- [DO THIS]:
Give back the records below exactly, every one, with no pictures.

- [RECORDS SHOWN]:
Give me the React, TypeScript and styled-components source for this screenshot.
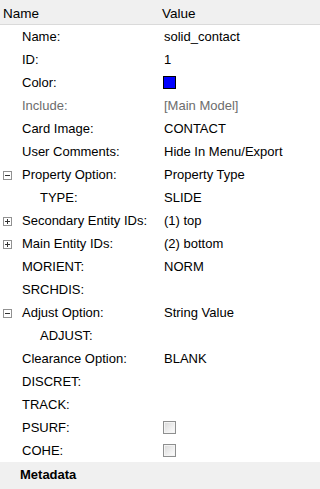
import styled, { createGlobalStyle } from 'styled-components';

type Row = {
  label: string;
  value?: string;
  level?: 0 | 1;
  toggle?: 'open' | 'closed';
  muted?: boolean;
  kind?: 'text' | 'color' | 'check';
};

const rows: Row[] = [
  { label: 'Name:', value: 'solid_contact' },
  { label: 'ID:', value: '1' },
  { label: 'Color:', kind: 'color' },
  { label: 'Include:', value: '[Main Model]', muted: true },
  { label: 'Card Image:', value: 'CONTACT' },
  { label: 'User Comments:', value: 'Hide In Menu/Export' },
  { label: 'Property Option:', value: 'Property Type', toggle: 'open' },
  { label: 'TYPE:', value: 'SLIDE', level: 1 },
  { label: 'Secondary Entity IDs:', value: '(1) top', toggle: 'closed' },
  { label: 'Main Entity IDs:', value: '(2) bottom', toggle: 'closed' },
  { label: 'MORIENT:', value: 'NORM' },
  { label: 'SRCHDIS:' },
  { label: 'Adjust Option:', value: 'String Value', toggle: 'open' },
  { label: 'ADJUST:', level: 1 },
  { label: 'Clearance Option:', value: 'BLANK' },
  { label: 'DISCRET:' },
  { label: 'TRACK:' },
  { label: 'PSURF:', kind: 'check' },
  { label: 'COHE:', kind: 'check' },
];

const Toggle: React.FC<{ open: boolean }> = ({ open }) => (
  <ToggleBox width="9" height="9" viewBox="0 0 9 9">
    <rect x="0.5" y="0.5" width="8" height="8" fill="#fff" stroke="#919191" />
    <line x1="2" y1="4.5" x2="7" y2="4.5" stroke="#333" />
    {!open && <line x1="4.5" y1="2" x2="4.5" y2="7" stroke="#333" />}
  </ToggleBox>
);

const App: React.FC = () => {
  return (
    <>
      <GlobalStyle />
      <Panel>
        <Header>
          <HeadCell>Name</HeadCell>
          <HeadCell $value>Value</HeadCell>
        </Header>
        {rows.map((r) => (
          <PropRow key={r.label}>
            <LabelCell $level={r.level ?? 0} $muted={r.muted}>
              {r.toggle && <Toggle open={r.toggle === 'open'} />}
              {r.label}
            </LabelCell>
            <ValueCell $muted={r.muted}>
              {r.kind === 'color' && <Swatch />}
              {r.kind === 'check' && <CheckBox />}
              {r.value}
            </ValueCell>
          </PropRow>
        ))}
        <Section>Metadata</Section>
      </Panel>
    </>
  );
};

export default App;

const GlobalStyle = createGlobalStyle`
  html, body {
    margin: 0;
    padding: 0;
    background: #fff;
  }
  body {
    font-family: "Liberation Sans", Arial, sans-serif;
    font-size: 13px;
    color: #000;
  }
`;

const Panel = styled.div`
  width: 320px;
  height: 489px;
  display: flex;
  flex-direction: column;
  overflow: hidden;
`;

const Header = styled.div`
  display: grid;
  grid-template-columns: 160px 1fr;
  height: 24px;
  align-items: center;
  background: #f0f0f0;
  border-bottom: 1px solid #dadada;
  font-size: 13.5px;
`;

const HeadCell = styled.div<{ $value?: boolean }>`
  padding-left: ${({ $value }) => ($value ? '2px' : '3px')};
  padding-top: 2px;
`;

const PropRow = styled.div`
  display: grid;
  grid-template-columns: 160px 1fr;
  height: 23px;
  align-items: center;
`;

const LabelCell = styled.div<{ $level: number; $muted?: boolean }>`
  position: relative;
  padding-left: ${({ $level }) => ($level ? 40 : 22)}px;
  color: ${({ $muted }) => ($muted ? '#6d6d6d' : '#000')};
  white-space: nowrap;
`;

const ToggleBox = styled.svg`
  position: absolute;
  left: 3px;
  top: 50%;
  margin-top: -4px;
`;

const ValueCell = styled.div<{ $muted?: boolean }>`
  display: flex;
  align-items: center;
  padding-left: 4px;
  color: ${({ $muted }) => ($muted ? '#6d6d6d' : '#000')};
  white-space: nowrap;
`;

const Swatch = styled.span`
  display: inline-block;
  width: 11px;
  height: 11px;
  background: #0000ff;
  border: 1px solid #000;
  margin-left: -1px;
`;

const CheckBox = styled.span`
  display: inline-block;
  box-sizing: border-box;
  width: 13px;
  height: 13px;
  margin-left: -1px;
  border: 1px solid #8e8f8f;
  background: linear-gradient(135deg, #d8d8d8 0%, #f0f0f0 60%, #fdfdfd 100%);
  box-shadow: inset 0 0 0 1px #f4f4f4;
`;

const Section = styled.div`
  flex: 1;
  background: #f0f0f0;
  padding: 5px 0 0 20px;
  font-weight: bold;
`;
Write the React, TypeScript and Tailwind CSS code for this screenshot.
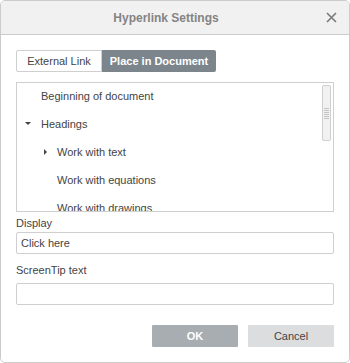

- [RESULT]:
Give me the React, TypeScript and styled-components source for this screenshot.
import styled, { createGlobalStyle } from 'styled-components';

type Row = {
  label: string;
  value?: string;
  level?: 0 | 1;
  toggle?: 'open' | 'closed';
  muted?: boolean;
  kind?: 'text' | 'color' | 'check';
};

const rows: Row[] = [
  { label: 'Name:', value: 'solid_contact' },
  { label: 'ID:', value: '1' },
  { label: 'Color:', kind: 'color' },
  { label: 'Include:', value: '[Main Model]', muted: true },
  { label: 'Card Image:', value: 'CONTACT' },
  { label: 'User Comments:', value: 'Hide In Menu/Export' },
  { label: 'Property Option:', value: 'Property Type', toggle: 'open' },
  { label: 'TYPE:', value: 'SLIDE', level: 1 },
  { label: 'Secondary Entity IDs:', value: '(1) top', toggle: 'closed' },
  { label: 'Main Entity IDs:', value: '(2) bottom', toggle: 'closed' },
  { label: 'MORIENT:', value: 'NORM' },
  { label: 'SRCHDIS:' },
  { label: 'Adjust Option:', value: 'String Value', toggle: 'open' },
  { label: 'ADJUST:', level: 1 },
  { label: 'Clearance Option:', value: 'BLANK' },
  { label: 'DISCRET:' },
  { label: 'TRACK:' },
  { label: 'PSURF:', kind: 'check' },
  { label: 'COHE:', kind: 'check' },
];

const Toggle: React.FC<{ open: boolean }> = ({ open }) => (
  <ToggleBox width="9" height="9" viewBox="0 0 9 9">
    <rect x="0.5" y="0.5" width="8" height="8" fill="#fff" stroke="#919191" />
    <line x1="2" y1="4.5" x2="7" y2="4.5" stroke="#333" />
    {!open && <line x1="4.5" y1="2" x2="4.5" y2="7" stroke="#333" />}
  </ToggleBox>
);

const App: React.FC = () => {
  return (
    <>
      <GlobalStyle />
      <Panel>
        <Header>
          <HeadCell>Name</HeadCell>
          <HeadCell $value>Value</HeadCell>
        </Header>
        {rows.map((r) => (
          <PropRow key={r.label}>
            <LabelCell $level={r.level ?? 0} $muted={r.muted}>
              {r.toggle && <Toggle open={r.toggle === 'open'} />}
              {r.label}
            </LabelCell>
            <ValueCell $muted={r.muted}>
              {r.kind === 'color' && <Swatch />}
              {r.kind === 'check' && <CheckBox />}
              {r.value}
            </ValueCell>
          </PropRow>
        ))}
        <Section>Metadata</Section>
      </Panel>
    </>
  );
};

export default App;

const GlobalStyle = createGlobalStyle`
  html, body {
    margin: 0;
    padding: 0;
    background: #fff;
  }
  body {
    font-family: "Liberation Sans", Arial, sans-serif;
    font-size: 13px;
    color: #000;
  }
`;

const Panel = styled.div`
  width: 320px;
  height: 489px;
  display: flex;
  flex-direction: column;
  overflow: hidden;
`;

const Header = styled.div`
  display: grid;
  grid-template-columns: 160px 1fr;
  height: 24px;
  align-items: center;
  background: #f0f0f0;
  border-bottom: 1px solid #dadada;
  font-size: 13.5px;
`;

const HeadCell = styled.div<{ $value?: boolean }>`
  padding-left: ${({ $value }) => ($value ? '2px' : '3px')};
  padding-top: 2px;
`;

const PropRow = styled.div`
  display: grid;
  grid-template-columns: 160px 1fr;
  height: 23px;
  align-items: center;
`;

const LabelCell = styled.div<{ $level: number; $muted?: boolean }>`
  position: relative;
  padding-left: ${({ $level }) => ($level ? 40 : 22)}px;
  color: ${({ $muted }) => ($muted ? '#6d6d6d' : '#000')};
  white-space: nowrap;
`;

const ToggleBox = styled.svg`
  position: absolute;
  left: 3px;
  top: 50%;
  margin-top: -4px;
`;

const ValueCell = styled.div<{ $muted?: boolean }>`
  display: flex;
  align-items: center;
  padding-left: 4px;
  color: ${({ $muted }) => ($muted ? '#6d6d6d' : '#000')};
  white-space: nowrap;
`;

const Swatch = styled.span`
  display: inline-block;
  width: 11px;
  height: 11px;
  background: #0000ff;
  border: 1px solid #000;
  margin-left: -1px;
`;

const CheckBox = styled.span`
  display: inline-block;
  box-sizing: border-box;
  width: 13px;
  height: 13px;
  margin-left: -1px;
  border: 1px solid #8e8f8f;
  background: linear-gradient(135deg, #d8d8d8 0%, #f0f0f0 60%, #fdfdfd 100%);
  box-shadow: inset 0 0 0 1px #f4f4f4;
`;

const Section = styled.div`
  flex: 1;
  background: #f0f0f0;
  padding: 5px 0 0 20px;
  font-weight: bold;
`;
Write the React, TypeScript and Tailwind CSS code for this screenshot.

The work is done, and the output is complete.